In explaining egalitarian society, Fried (1967:34) stressed "leveling mechanisms," in particular ones that might be called automatic: external factors that were likely to inhibit hierarchy and that operated independently of people's intentions. His early focus was on hunting bands, and he explained leveling in terms of the exigencies of a nomadic life in which a highly cooperative small group was unable to accumulate much material wealth. Over several decades, other societal types were recognized as exhibiting similar political patterns and were similarly explained in terms of local environmental, economic, demographic, and social-structural features. Analyses of individual egalitarian societies or specific subtypes ranging from nomadic foragers to sedentary horticulturalists have produced an impressive list of automatic leveling mechanisms.

This list applies

(I) to nomadic hunter-gatherers (see Gluckman [1965:4-5] on nonspecialized economic production; Cashdan [1980:II6] and Slobodin [1969:194] on how nomadic subsistence limits material accumulation; Salzman [1979] on effects of scattered and unpredictable resources; Layton [1986:24-28] on dispersed food supply and territorial behavior; Fried [1967:33-34] and Woodburn [1982:440] on uncentralized redistribution systems for large-game meat; Sharp [1958:5-6] and Tonkinson [1988:151] on complex ego-based dominance-submission networks that prevent the emergence of hierarchy at the group level; Turnbull [1965a:228] on constantly changing band composition and its negative effect on the development of authority and control; and, among recently sedentarized foragers, Knauft [1987:466, 477] on witchcraft-type killing as a sanction that facilitates an equitable distribution of females);

(2) to horticulturalists (see Forge [1972:533-34] and Mitchell [1978:9] on competitive redistributive systems based on exchange; Godelier [1982:4] on unavoidable cyclicity in "big-man" careers; and Mitchell [1988] on leveling effects of gambling); and

(3) to pastoralists (see Schneider [1979] and Black [1972:621] on the economic vagaries of cattle-holding; Burnham [1979] on the leveling effects of nomadism and flexible local groups; and Kluckhohn [1966] on the leveling effect of witchcraft accusations). The causal assumptions here seem logical and the leveling effects potentially powerful, but none of these mechanisms provides the basis for a general theory of leveling in traditional societies of small scale-"bands" and "tribes."
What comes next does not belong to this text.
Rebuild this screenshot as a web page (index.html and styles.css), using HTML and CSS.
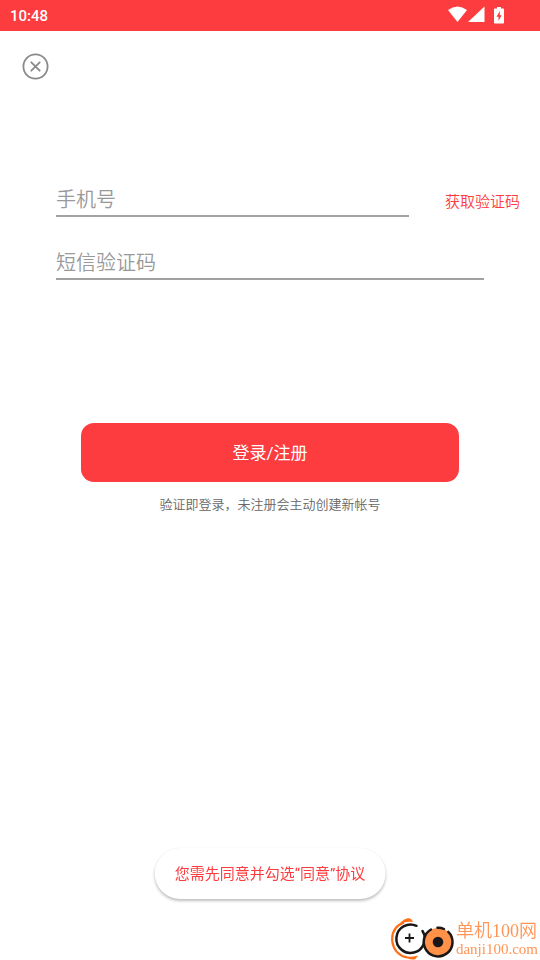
FILE: index.html
```html
<!DOCTYPE html>
<html lang="zh-CN">
<head>
<meta charset="utf-8">
<meta name="viewport" content="width=device-width, initial-scale=1">
<title>登录/注册</title>
<link rel="stylesheet" href="styles.css">
</head>
<body>
<header class="status">
  <time class="status-time">10:48</time>
  <svg class="status-icons" width="58" height="18" viewBox="0 0 58 18" fill="currentColor" aria-hidden="true">
    <path d="M0 3Q9.500-4 19 3L9.500 15Z"/>
    <path d="M36.500-.5V15H20Z"/>
    <path fill-rule="evenodd" d="M49 0h4v1.500h2.200q.8 0 .8.800v13.400q0 .8-.8.800h-8.400q-.8 0-.8-.8V2.300q0-.8.800-.8H49ZM51.800 4 48.500 9.800h2v4.200l3.200-5.700h-1.900Z"/>
  </svg>
</header>

<main class="page">
  <button class="close" type="button" aria-label="关闭">
    <svg width="27" height="27" viewBox="0 0 27 27" fill="none" stroke="currentColor" aria-hidden="true">
      <circle cx="13.500" cy="13.500" r="12.100" stroke-width="1.800"/>
      <path d="M9.300 9.300l8.400 8.400M17.700 9.300l-8.400 8.400" stroke-width="1.800" stroke-linecap="round"/>
    </svg>
  </button>

  <form class="login">
    <div class="row">
      <input class="field" type="tel" aria-label="手机号" placeholder="手机号">
      <button class="send" type="button">获取验证码</button>
    </div>
    <div class="row row-code">
      <input class="field" type="text" inputmode="numeric" aria-label="短信验证码" placeholder="短信验证码">
    </div>
    <button class="submit" type="submit">登录/注册</button>
    <p class="note">验证即登录，未注册会主动创建新帐号</p>
  </form>
</main>

<div class="toast" role="status">您需先同意并勾选“同意”协议</div>

<div class="mark">
  <svg width="65" height="42" viewBox="0 0 65 42" fill="none" aria-hidden="true">
    <path d="M14 4.500C4.500 8 1.500 15 2.300 23.500 3.500 32 9 38 17 39.500" stroke="#ff6f16" stroke-width="2.200"/>
    <path d="M9 7C12 2 17-.5 20 .5q2.500 1 3 3.500Q15 3 9 7Z" fill="#ff6f16"/>
    <path d="M12 37.500q7 2.500 16 0l-2.500 3.500q-5 2-13.500-3.500Z" fill="#ff6f16"/>
    <path d="M26.500 7.800A14.200 14.200 0 1 0 32.500 13" stroke="#1b1718" stroke-width="2.500" stroke-linecap="round"/>
    <path d="M19.500 15.500v9M15 20h9" stroke="#1b1718" stroke-width="1.800"/>
    <circle cx="48" cy="24" r="14" fill="#ff9248"/>
    <path d="M41 11.500A14.400 14.400 0 1 0 58.300 13.800" stroke="#1b1718" stroke-width="2.500" stroke-linecap="round"/>
    <path d="M47.500 9.700Q51 9.500 54 11" stroke="#1b1718" stroke-width="2.500" stroke-linecap="round"/>
    <circle cx="48" cy="24" r="5.300" fill="#1b1718"/>
  </svg>
  <div class="mark-text">
    <span class="mark-name">单机100网</span>
    <span class="mark-site">danji100.com</span>
  </div>
</div>
</body>
</html>
```
FILE: styles.css
```css
* {
  box-sizing: border-box;
}

body {
  margin: 0;
  min-height: 100vh;
  background: #fff;
  font-family: Roboto, "Noto Sans CJK SC", sans-serif;
  font-weight: 350;
}

button,
input {
  margin: 0;
  padding: 0;
  border: 0;
  background: none;
  font: inherit;
}

.status {
  display: flex;
  align-items: center;
  justify-content: space-between;
  height: 31px;
  padding: 0 34px 0 10px;
  background: #fc3c3f;
  color: #fff;
}

.status-icons {
  overflow: visible;
}

.status-time {
  padding-top: 1px;
  font-size: 15px;
  font-weight: 500;
}

.page {
  padding-top: 22px;
}

.close {
  display: block;
  width: 27px;
  height: 27px;
  margin-left: 22px;
  color: #8a8a8a;
}

.close svg {
  display: block;
}

.login {
  display: flex;
  flex-direction: column;
  padding-top: 100px;
}

.row {
  display: flex;
  align-items: center;
  gap: 36px;
  padding: 0 20px 0 56px;
}

.row-code {
  margin-top: 26px;
  padding-right: 56px;
}

.field {
  flex: 1;
  min-width: 0;
  height: 37px;
  padding-top: 4px;
  border-bottom: 2px solid #a2a2a2;
  border-radius: 0;
  outline: 0;
  color: #333;
  font-size: 20px;
}

.field::placeholder {
  color: #999;
  opacity: 1;
}

.send {
  padding-top: 4px;
  color: #fc3c3f;
  font-size: 15px;
}

.submit {
  height: 59px;
  margin: 143px 81px 0;
  padding-bottom: 2px;
  border-radius: 13px;
  background: #fc3c3f;
  color: #fff;
  font-size: 17px;
  font-weight: 400;
}

.note {
  margin: 13px 0 0;
  color: #666;
  font-size: 13px;
  line-height: 20px;
  text-align: center;
}

.toast {
  position: fixed;
  bottom: 61px;
  left: 50%;
  transform: translateX(-50%);
  padding: 1px 20px 0;
  border-radius: 26px;
  background: #fff;
  box-shadow: 0 2px 3px rgba(0, 0, 0, 0.25), 0 0 1px rgba(0, 0, 0, 0.1);
  color: #fc3c3f;
  font-size: 15px;
  font-weight: 400;
  line-height: 50px;
  white-space: nowrap;
}

.mark {
  position: fixed;
  right: 2px;
  bottom: 0;
  display: flex;
  align-items: center;
  gap: 1px;
}

.mark-text {
  display: flex;
  flex-direction: column;
  color: #ff9557;
  font-family: "Liberation Serif", "Noto Sans CJK SC", serif;
  white-space: nowrap;
}

.mark-name {
  font-size: 18px;
  line-height: 20px;
}

.mark-site {
  font-size: 15px;
  line-height: 16px;
}
```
Not all or even most egalitarian people are foragers or even nomads. Nor, obviously, are they all gamblers or involved in "big-man" trading competition or pastoralists; nor is their group composition always dynamic. Aside from being by definition less politically centralized and less socially stratified than people who live in chiefdoms, the main thing they seem to share is that their local groups are relatively small and they have egalitarian ideologies; but none of the arguments makes small size or an egalitarian ethos causally responsible for egalitarian society.

Thus, over several decades of study, anthropologists have developed no unified theory for explaining egalitarian behavior."